The mythology about the Framers and the Second Amendment is, of course, only part of the fake history that the Right has created to persuade ill-informed Tea Partiers that they should dress up in Revolutionary War costumes and channel the spirits of men like Washington and Madison.
But this gun fable is particularly insidious because it obstructs efforts by today's government to enact commonsense gun-control laws and thus the false narrative makes possible the kinds of slaughters that erupt periodically across the United States, most recently in Newtown, Connecticut, where 20 schoolchildren and six teachers were murdered in minutes by an unstable young man with a civilian version of the M-16 combat rifle.
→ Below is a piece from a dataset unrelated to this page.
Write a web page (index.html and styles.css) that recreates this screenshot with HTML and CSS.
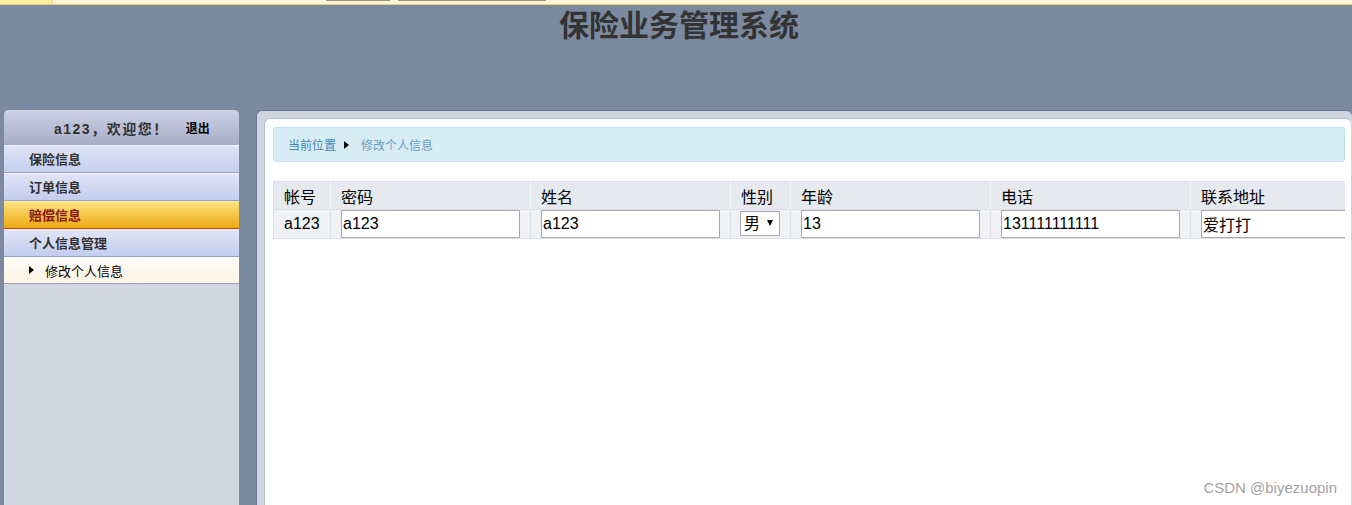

While it's absurd to think that the Founders could have even contemplated such an act - in their 18th Century world of single-fire muskets that required time-consuming reloading - right-wing gun advocates have evaded that obvious reality by postulating that Washington, Madison and other Framers would have wanted a highly armed population to commit what the Constitution defined as treason against the United States.
Today's American Right is drunk on some very bad history, which is as dangerous as it is false.